Non sappiamo come facciano Romano “Sgurèn” e la moglie Maria Rosa a tenere in vita tutta questa stupenda testimonianza della cultura rurale: “Sgurèn” si schermisce dicendo che la folle idea gli è stata forse dettata dal suo spirito “tardo-romantico” e, anche se le istituzioni, purtroppo, non possono dargli un grande aiuto, è soddisfatto di poter offrire ai tanti appassionati, curiosi e scolaresche che vengono a visitare i suoi tesori, un'immagine veritiera e vivente di quella che è stata la civiltà contadina: “Ho visitato tanti musei del mio genere, interessanti, bene allestiti, perfettamente illuminati, ma generalmente asettici, dove in costruzioni o capannoni moderni veniva messo in rilievo un singolo pezzo, come se si trattasse di un quadro o una scultura d’autore; secondo me, invece, è importante il “contenitore” originale, come i miei capanni, bassocomodi e stalle, e anche la quantità degli oggetti, perché solo così si possono fare confronti e capire le varietà dello stesso attrezzo nel tempo e nello spazio. Certo, il compito di conservazione e catalogazione è immane ed io posso contare solo sulle mie forze e la collaborazione di mia moglie e di qualche amico. Pur riscontrando una certa disponibilità da parte delle istituzioni, mi augurerei un maggiore interesse nei confronti del mio museo, anche in considerazione del fatto che è l’unico del suo genere nel comune di Ravenna. D’altronde, nei miei spazi organizzo anche conferenze, presentazioni di libri, concerti, antichi balli romagnoli e trebbi dialettali”.

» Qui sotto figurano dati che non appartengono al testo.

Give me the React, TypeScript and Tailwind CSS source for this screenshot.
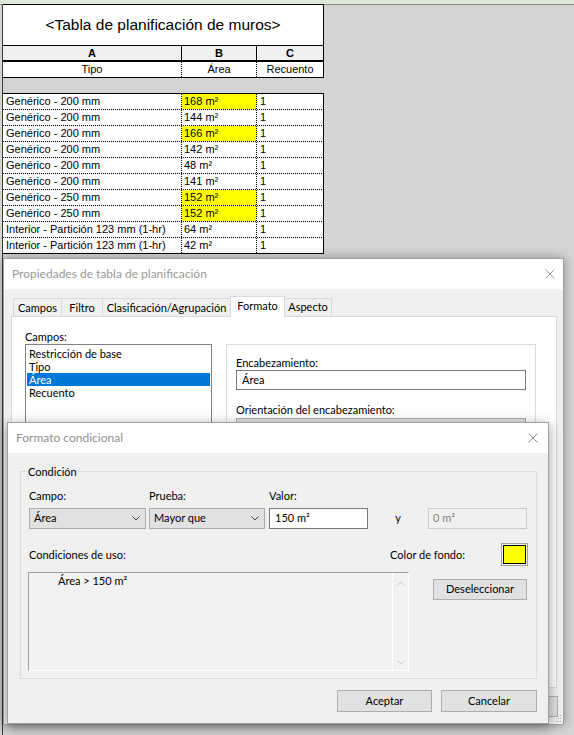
import React from "react";

const rows = [
  { tipo: "Genérico - 200 mm", area: "168 m²", hi: true },
  { tipo: "Genérico - 200 mm", area: "144 m²", hi: false },
  { tipo: "Genérico - 200 mm", area: "166 m²", hi: true },
  { tipo: "Genérico - 200 mm", area: "142 m²", hi: false },
  { tipo: "Genérico - 200 mm", area: "48 m²", hi: false },
  { tipo: "Genérico - 200 mm", area: "141 m²", hi: false },
  { tipo: "Genérico - 250 mm", area: "152 m²", hi: true },
  { tipo: "Genérico - 250 mm", area: "152 m²", hi: true },
  { tipo: "Interior - Partición 123 mm (1-hr)", area: "64 m²", hi: false },
  { tipo: "Interior - Partición 123 mm (1-hr)", area: "42 m²", hi: false },
];

function CloseX({ color }: { color: string }) {
  return (
    <svg width="10" height="10" viewBox="0 0 10 10" className="shrink-0">
      <path d="M0.5 0.5L9.5 9.5M9.5 0.5L0.5 9.5" stroke={color} strokeWidth="1" fill="none" />
    </svg>
  );
}

function Chevron({ color = "#404040", up = false }: { color?: string; up?: boolean }) {
  return (
    <svg width="8" height="5" viewBox="0 0 8 5" className="shrink-0">
      <path d={up ? "M0.5 4.5L4 1L7.5 4.5" : "M0.5 0.5L4 4L7.5 0.5"} stroke={color} strokeWidth="1" fill="none" />
    </svg>
  );
}

function Grip() {
  return (
    <svg width="7" height="10" viewBox="0 0 7 10">
      <rect x="5" y="2" width="1" height="1" fill="#a0a0a0" />
      <rect x="3" y="5" width="1" height="1" fill="#a0a0a0" />
      <rect x="5" y="5" width="1" height="1" fill="#a0a0a0" />
      <rect x="1" y="8" width="1" height="1" fill="#a0a0a0" />
      <rect x="3" y="8" width="1" height="1" fill="#a0a0a0" />
      <rect x="5" y="8" width="1" height="1" fill="#a0a0a0" />
    </svg>
  );
}

function ScheduleTable() {
  return (
    <div className="-mt-px flex w-[321px] flex-col font-['Liberation_Sans',Arial,sans-serif] text-[11px] text-black">
      <div className="flex h-[42px] items-center justify-center border-t border-r border-b border-black bg-white text-[15.5px]">
        &lt;Tabla de planificación de muros&gt;
      </div>
      <div className="flex h-[16px] border-b-2 border-black bg-[#f0f0f0] font-bold leading-[14px]">
        <div className="w-[179px] border-r border-black text-center">A</div>
        <div className="w-[75px] border-r border-black text-center">B</div>
        <div className="w-[67px] border-r border-black text-center">C</div>
      </div>
      <div className="flex h-[16px] border-b border-black bg-white leading-[15px]">
        <div className="w-[179px] border-r border-dotted border-black text-center">Tipo</div>
        <div className="w-[75px] border-r border-dotted border-black text-center">Área</div>
        <div className="w-[67px] border-r border-black text-center">Recuento</div>
      </div>
      <div className="h-[15px]" />
      <div className="flex flex-col border-t border-black bg-white leading-[15px]">
        {rows.map((r, i) => (
          <div
            key={i}
            className={`flex h-[16px] border-b border-black ${i === rows.length - 1 ? "" : "border-dotted"}`}
          >
            <div className="w-[179px] border-r border-dotted border-black pl-[3px] whitespace-nowrap">{r.tipo}</div>
            <div
              className={`w-[75px] border-r border-dotted border-black pl-[2px] ${r.hi ? "bg-[#ffff00]" : ""}`}
            >
              {r.area}
            </div>
            <div className="w-[67px] border-r border-black pl-[3px]">1</div>
          </div>
        ))}
      </div>
    </div>
  );
}

function PropertiesDialog() {
  const tabs = [
    { label: "Campos", w: "w-[48px]" },
    { label: "Filtro", w: "w-[41px]" },
    { label: "Clasificación/Agrupación", w: "w-[128px]" },
  ];
  return (
    <div className="absolute left-[3px] top-[258px] flex h-[467px] w-[561px] flex-col border border-[#a0a0a0] bg-[#f0f0f0] font-['Lato',sans-serif] text-[11px] text-black shadow-[0_0_10px_rgba(0,0,0,0.35)]">
      <div className="flex h-[30px] shrink-0 items-center bg-white pl-[8px] pr-[8px] text-[12px] text-[#999]">
        <span className="flex-1">Propiedades de tabla de planificación</span>
        <CloseX color="#9a9a9a" />
      </div>
      <div className="flex flex-1 flex-col pl-[7px] pr-[6px] pt-[7px]">
        <div className="flex h-[20px] items-end pl-[2px]">
          {tabs.map((t) => (
            <div
              key={t.label}
              className={`${t.w} flex h-[18px] items-center justify-center border-t border-l border-[#d9d9d9] bg-[#f0f0f0] leading-[15px]`}
            >
              {t.label}
            </div>
          ))}
          <div className="relative z-10 -mb-px flex h-[21px] w-[55px] items-center justify-center border-t border-l border-r border-[#d9d9d9] bg-white pb-[2px]">
            Formato
          </div>
          <div className="flex h-[18px] w-[47px] items-center justify-center border-t border-r border-[#d9d9d9] bg-[#f0f0f0]">
            Aspecto
          </div>
        </div>
        <div className="h-[372px] border border-[#d9d9d9] bg-white">
          <div className="flex pl-[13px] pt-[12px]">
            <div className="flex w-[187px] flex-col">
              <span className="leading-[15px]">Campos:</span>
              <div className="flex h-[260px] flex-col border border-[#828282] bg-white px-px pt-[2px] leading-[13px]">
                <div className="pl-[2px]">Restricción de base</div>
                <div className="pl-[2px]">Tipo</div>
                <div className="bg-[#0078d7] pl-[2px] text-white">Área</div>
                <div className="pl-[2px]">Recuento</div>
              </div>
            </div>
            <div className="ml-[14px] mt-[15px] flex h-[330px] w-[310px] flex-col border border-[#dcdcdc] px-[9px] pt-[10px]">
              <span className="leading-[15px]">Encabezamiento:</span>
              <div className="flex h-[20px] items-center border border-[#7a7a7a] bg-white pl-[5px]">Área</div>
              <span className="mt-[12px] leading-[15px]">Orientación del encabezamiento:</span>
              <div className="mt-px h-[21px] border border-[#adadad] bg-[#e1e1e1]" />
            </div>
          </div>
        </div>
        <div className="mt-[8px] flex justify-end gap-[9px]">
          <div className="flex h-[21px] w-[75px] items-center justify-center border border-[#adadad] bg-[#e1e1e1]">Aceptar</div>
          <div className="flex h-[21px] w-[75px] items-center justify-center border border-[#adadad] bg-[#e1e1e1]">Cancelar</div>
          <div className="-mr-px flex h-[21px] w-[75px] items-center justify-center border border-[#adadad] bg-[#e1e1e1]">Ayuda</div>
        </div>
      </div>
      <div className="absolute bottom-[1px] right-[1px]">
        <Grip />
      </div>
    </div>
  );
}

function Select({ value, w }: { value: string; w: string }) {
  return (
    <div className={`${w} flex h-[21px] items-center justify-between border border-[#adadad] bg-[#e1e1e1] pl-[4px] pr-[5px]`}>
      <span>{value}</span>
      <Chevron />
    </div>
  );
}

function ConditionalDialog() {
  return (
    <div className="absolute left-[7px] top-[422px] flex h-[302px] w-[542px] flex-col border border-[#a0a0a0] bg-[#f0f0f0] font-['Lato',sans-serif] text-[11px] text-black shadow-[0_3px_12px_rgba(0,0,0,0.4)]">
      <div className="flex h-[30px] shrink-0 items-center bg-white pl-[8px] pr-[10px] text-[12px] text-[#8f8f8f]">
        <span className="flex-1">Formato condicional</span>
        <CloseX color="#8a8a8a" />
      </div>
      <div className="flex flex-1 flex-col pl-[12px] pr-[11px] pt-[18px]">
        <div className="relative h-[208px] border border-[#dcdcdc] pb-[7px] pl-[8px] pr-[9px] pt-[16px]">
          <span className="absolute -top-[8px] left-[6px] bg-[#f0f0f0] px-px leading-[15px]">Condición</span>
          <div className="flex items-end">
            <div className="flex w-[117px] flex-col gap-[5px]">
              <span className="leading-[15px]">Campo:</span>
              <Select value="Área" w="w-[117px]" />
            </div>
            <div className="ml-[3px] flex w-[116px] flex-col gap-[5px]">
              <span className="leading-[15px]">Prueba:</span>
              <Select value="Mayor que" w="w-[116px]" />
            </div>
            <div className="ml-[4px] flex w-[99px] flex-col gap-[5px]">
              <span className="leading-[15px]">Valor:</span>
              <div className="flex h-[21px] items-center border border-[#7a7a7a] bg-white pl-[5px]">150 m²</div>
            </div>
            <div className="flex h-[21px] w-[60px] items-center justify-center">y</div>
            <div className="flex h-[21px] w-[99px] items-center border border-[#cccccc] bg-[#f0f0f0] pl-[4px] text-[#838383]">
              0 m²
            </div>
          </div>
          <div className="mt-[14px] flex h-[23px] items-center">
            <span className="flex-1 leading-[15px]">Condiciones de uso:</span>
            <span className="leading-[15px]">Color de fondo:</span>
            <div className="-mr-px ml-[36px] h-[23px] w-[27px] border border-[#a0a0a0] p-px">
              <div className="h-full w-full border border-black bg-[#ffff00]" />
            </div>
          </div>
          <div className="mt-[6px] flex items-start">
            <div className="-ml-px flex h-[99px] w-[381px] border-t border-l border-[#a0a0a0] border-r-white border-b-white border-r border-b bg-[#f2f2f2]">
              <div className="flex-1 pl-[29px] leading-[15px]">Área &gt; 150 m²</div>
              <div className="flex w-[16px] flex-col items-center justify-between border-l border-white pb-[5px] pt-[8px]">
                <Chevron color="#c8c8c8" up />
                <Chevron color="#c8c8c8" />
              </div>
            </div>
            <div className="ml-[24px] mt-[7px] flex h-[21px] w-[94px] items-center justify-center border border-[#adadad] bg-[#e1e1e1]">
              Deseleccionar
            </div>
          </div>
        </div>
        <div className="mt-[11px] flex justify-end gap-[9px]">
          <div className="flex h-[22px] w-[95px] items-center justify-center border border-[#adadad] bg-[#e1e1e1]">Aceptar</div>
          <div className="flex h-[22px] w-[96px] items-center justify-center border border-[#adadad] bg-[#e1e1e1]">Cancelar</div>
        </div>
      </div>
    </div>
  );
}

export default function App() {
  return (
    <div className="relative flex h-[735px] w-[574px] flex-col overflow-hidden bg-[#d4d4d4]">
      <div className="h-[4px] shrink-0 bg-[#e0e8d8]" />
      <div className="flex flex-1 border-t border-[#8b8b8b]">
        <div className="ml-[2px] w-px shrink-0 bg-[#3a3a3a]" />
        <ScheduleTable />
      </div>
      <PropertiesDialog />
      <ConditionalDialog />
    </div>
  );
}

“Mi piace stare qui – conclude l’arzdora Maria Rosa - non manca niente, ogni stagione regala il suo frutto, però bisogna aver voglia di fare e la fatica è tanta. Romano ha sempre inviti, magari anche all’ultimo momento, e io non posso far sfigurare la cucina di un museo … anche per me si tratta di un ritorno alle origini, a quella campagna che avevo abbandonato per motivi di lavoro. Qui si ritorna a vivere il ciclo delle stagioni assieme agli animali e alle piante e anche le festività riacquistano quel significato che la città ha appannato. Sono felice di offrire pure ai miei figli e nipoti questa vita e di celebrare con loro le ricorrenze familiari che sottolineano lo scandire del tempo in comunione coi ritmi e i riti della natura”.

Un invito, dunque, a rivivere una civiltà e una cultura lontane, per riscoprirne la pregnanza e il mistero, ma anche per stimolarci a difenderne l’inestimabile patrimonio e a farne tesoro anche nel presente.